Exercise details: Quote from the first line below through the line that contains "const tabs = ['Основные', 'Разделение", both included, and leave the pictures out.

START Available data

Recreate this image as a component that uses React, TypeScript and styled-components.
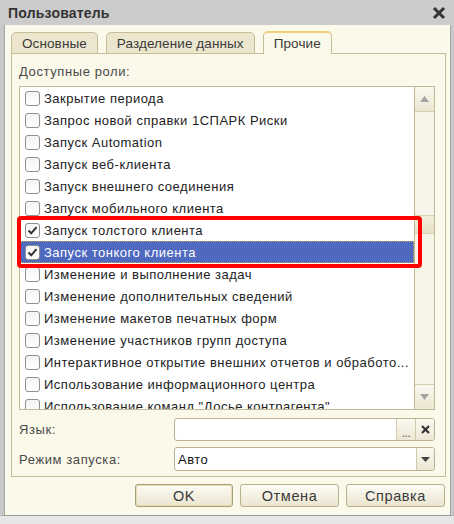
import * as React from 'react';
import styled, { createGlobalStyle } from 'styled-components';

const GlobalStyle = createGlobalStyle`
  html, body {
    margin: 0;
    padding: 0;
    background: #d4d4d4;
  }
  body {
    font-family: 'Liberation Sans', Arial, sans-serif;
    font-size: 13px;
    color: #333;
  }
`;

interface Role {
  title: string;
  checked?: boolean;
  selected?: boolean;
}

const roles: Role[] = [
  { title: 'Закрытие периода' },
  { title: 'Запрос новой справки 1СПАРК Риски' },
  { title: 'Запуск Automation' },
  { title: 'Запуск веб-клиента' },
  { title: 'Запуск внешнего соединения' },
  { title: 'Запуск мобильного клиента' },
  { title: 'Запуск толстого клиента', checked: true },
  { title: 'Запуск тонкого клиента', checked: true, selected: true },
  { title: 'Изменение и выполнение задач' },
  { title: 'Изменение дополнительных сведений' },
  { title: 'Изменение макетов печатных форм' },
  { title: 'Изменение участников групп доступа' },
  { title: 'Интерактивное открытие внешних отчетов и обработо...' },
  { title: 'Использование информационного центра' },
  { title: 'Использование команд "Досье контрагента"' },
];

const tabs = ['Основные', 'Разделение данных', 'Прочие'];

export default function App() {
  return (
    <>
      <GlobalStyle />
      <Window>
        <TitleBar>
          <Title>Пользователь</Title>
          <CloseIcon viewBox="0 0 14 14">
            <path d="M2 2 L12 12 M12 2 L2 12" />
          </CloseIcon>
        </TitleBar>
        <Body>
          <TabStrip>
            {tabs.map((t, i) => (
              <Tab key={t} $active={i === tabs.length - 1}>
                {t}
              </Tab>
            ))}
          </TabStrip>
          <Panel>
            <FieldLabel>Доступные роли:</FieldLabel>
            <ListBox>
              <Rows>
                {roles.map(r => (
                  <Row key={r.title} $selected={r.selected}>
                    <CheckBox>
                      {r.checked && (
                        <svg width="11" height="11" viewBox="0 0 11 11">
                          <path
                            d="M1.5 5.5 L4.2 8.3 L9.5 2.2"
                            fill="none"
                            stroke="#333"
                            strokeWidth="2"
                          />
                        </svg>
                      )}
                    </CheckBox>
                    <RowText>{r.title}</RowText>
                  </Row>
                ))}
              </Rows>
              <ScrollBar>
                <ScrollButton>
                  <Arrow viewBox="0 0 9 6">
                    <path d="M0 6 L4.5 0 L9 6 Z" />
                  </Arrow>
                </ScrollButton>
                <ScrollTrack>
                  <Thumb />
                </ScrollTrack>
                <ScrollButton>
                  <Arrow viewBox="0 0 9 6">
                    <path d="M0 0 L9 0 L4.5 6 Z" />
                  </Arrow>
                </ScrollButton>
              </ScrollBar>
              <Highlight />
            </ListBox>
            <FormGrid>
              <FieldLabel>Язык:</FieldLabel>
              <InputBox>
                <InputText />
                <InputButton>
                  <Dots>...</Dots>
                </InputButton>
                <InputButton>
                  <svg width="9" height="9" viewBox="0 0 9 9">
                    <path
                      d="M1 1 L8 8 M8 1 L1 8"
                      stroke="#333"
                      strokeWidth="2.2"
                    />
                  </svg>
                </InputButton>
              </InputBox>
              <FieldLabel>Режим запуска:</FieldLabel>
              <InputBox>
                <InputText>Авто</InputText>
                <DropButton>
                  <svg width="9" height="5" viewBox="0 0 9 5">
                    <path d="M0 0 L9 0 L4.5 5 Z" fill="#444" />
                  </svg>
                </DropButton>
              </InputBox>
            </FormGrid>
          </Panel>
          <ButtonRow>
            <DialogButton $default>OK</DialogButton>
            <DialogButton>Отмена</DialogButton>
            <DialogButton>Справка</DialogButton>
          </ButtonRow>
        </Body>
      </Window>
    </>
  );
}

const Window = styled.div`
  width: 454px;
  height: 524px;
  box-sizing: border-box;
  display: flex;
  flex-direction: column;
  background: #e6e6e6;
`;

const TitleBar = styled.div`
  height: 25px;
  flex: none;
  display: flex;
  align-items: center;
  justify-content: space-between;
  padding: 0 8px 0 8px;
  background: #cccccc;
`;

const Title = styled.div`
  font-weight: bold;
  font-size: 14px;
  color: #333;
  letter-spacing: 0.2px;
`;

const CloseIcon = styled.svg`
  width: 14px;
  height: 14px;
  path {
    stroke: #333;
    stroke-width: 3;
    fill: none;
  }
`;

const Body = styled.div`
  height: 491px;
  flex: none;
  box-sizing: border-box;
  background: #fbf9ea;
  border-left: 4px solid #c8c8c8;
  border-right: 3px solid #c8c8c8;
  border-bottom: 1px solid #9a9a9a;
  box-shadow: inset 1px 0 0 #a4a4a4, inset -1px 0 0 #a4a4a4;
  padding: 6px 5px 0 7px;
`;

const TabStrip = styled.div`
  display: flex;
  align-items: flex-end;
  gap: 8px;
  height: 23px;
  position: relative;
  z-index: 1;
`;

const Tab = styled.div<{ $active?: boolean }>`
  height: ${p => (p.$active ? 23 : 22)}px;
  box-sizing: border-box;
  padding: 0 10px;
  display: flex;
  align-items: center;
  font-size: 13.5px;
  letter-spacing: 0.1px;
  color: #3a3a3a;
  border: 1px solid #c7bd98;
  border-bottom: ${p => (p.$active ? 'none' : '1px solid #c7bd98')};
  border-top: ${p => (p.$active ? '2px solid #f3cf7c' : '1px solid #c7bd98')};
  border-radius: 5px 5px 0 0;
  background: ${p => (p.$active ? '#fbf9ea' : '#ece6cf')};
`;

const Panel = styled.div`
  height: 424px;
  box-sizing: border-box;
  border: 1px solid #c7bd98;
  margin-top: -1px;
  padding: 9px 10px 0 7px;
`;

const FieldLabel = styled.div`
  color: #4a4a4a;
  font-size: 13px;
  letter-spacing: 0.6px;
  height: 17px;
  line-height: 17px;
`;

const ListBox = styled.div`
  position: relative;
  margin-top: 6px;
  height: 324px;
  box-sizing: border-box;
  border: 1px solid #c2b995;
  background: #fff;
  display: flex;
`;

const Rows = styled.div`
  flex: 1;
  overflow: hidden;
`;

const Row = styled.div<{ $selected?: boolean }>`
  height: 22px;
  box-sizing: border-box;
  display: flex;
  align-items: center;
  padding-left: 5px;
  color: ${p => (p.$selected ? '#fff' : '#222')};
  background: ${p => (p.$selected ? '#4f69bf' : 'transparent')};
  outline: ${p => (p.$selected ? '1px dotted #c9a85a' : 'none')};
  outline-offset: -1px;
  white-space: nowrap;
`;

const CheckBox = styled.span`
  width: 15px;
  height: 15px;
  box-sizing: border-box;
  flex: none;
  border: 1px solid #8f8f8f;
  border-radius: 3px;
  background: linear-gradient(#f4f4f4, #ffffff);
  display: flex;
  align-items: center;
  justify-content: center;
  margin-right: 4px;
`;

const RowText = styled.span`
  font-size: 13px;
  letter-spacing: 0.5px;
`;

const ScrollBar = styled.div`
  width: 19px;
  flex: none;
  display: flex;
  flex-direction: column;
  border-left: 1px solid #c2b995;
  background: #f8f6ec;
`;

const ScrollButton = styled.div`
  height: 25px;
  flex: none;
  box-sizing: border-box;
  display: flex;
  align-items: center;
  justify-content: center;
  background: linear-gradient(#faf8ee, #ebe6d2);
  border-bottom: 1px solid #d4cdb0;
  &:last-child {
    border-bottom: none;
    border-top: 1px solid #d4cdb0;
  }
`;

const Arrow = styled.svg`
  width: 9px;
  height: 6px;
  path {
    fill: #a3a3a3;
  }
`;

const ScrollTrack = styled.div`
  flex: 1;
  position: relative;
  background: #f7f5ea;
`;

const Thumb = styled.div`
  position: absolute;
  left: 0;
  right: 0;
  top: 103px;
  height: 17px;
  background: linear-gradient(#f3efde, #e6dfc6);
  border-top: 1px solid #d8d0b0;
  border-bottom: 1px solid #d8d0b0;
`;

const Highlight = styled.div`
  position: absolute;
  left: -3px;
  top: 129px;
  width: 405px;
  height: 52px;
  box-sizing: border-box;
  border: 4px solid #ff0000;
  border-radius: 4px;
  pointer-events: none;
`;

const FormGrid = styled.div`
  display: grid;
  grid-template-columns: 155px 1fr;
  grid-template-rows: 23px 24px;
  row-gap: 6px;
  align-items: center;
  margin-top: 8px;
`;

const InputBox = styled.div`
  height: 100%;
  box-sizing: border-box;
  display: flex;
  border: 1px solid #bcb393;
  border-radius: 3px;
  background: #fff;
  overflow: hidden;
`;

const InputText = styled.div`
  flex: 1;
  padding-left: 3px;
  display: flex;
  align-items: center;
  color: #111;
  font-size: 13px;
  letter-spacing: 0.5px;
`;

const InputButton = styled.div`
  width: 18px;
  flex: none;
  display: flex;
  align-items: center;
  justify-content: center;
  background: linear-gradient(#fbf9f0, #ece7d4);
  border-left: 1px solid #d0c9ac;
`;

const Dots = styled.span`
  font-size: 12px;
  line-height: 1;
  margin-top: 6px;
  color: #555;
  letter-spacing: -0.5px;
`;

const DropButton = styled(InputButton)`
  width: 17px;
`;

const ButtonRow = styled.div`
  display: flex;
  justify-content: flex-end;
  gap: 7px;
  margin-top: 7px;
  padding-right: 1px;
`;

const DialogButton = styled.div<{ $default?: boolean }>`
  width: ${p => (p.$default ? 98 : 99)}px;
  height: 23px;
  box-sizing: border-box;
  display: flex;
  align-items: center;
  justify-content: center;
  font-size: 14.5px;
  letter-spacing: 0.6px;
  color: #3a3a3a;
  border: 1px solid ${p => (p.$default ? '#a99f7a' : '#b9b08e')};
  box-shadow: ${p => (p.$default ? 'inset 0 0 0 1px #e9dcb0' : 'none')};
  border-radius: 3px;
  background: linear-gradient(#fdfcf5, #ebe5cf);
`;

END Available data

Correct response:
Recreate this image as a component that uses React, TypeScript and styled-components.
import * as React from 'react';
import styled, { createGlobalStyle } from 'styled-components';

const GlobalStyle = createGlobalStyle`
  html, body {
    margin: 0;
    padding: 0;
    background: #d4d4d4;
  }
  body {
    font-family: 'Liberation Sans', Arial, sans-serif;
    font-size: 13px;
    color: #333;
  }
`;

interface Role {
  title: string;
  checked?: boolean;
  selected?: boolean;
}

const roles: Role[] = [
  { title: 'Закрытие периода' },
  { title: 'Запрос новой справки 1СПАРК Риски' },
  { title: 'Запуск Automation' },
  { title: 'Запуск веб-клиента' },
  { title: 'Запуск внешнего соединения' },
  { title: 'Запуск мобильного клиента' },
  { title: 'Запуск толстого клиента', checked: true },
  { title: 'Запуск тонкого клиента', checked: true, selected: true },
  { title: 'Изменение и выполнение задач' },
  { title: 'Изменение дополнительных сведений' },
  { title: 'Изменение макетов печатных форм' },
  { title: 'Изменение участников групп доступа' },
  { title: 'Интерактивное открытие внешних отчетов и обработо...' },
  { title: 'Использование информационного центра' },
  { title: 'Использование команд "Досье контрагента"' },
];

const tabs = ['Основные', 'Разделение данных', 'Прочие'];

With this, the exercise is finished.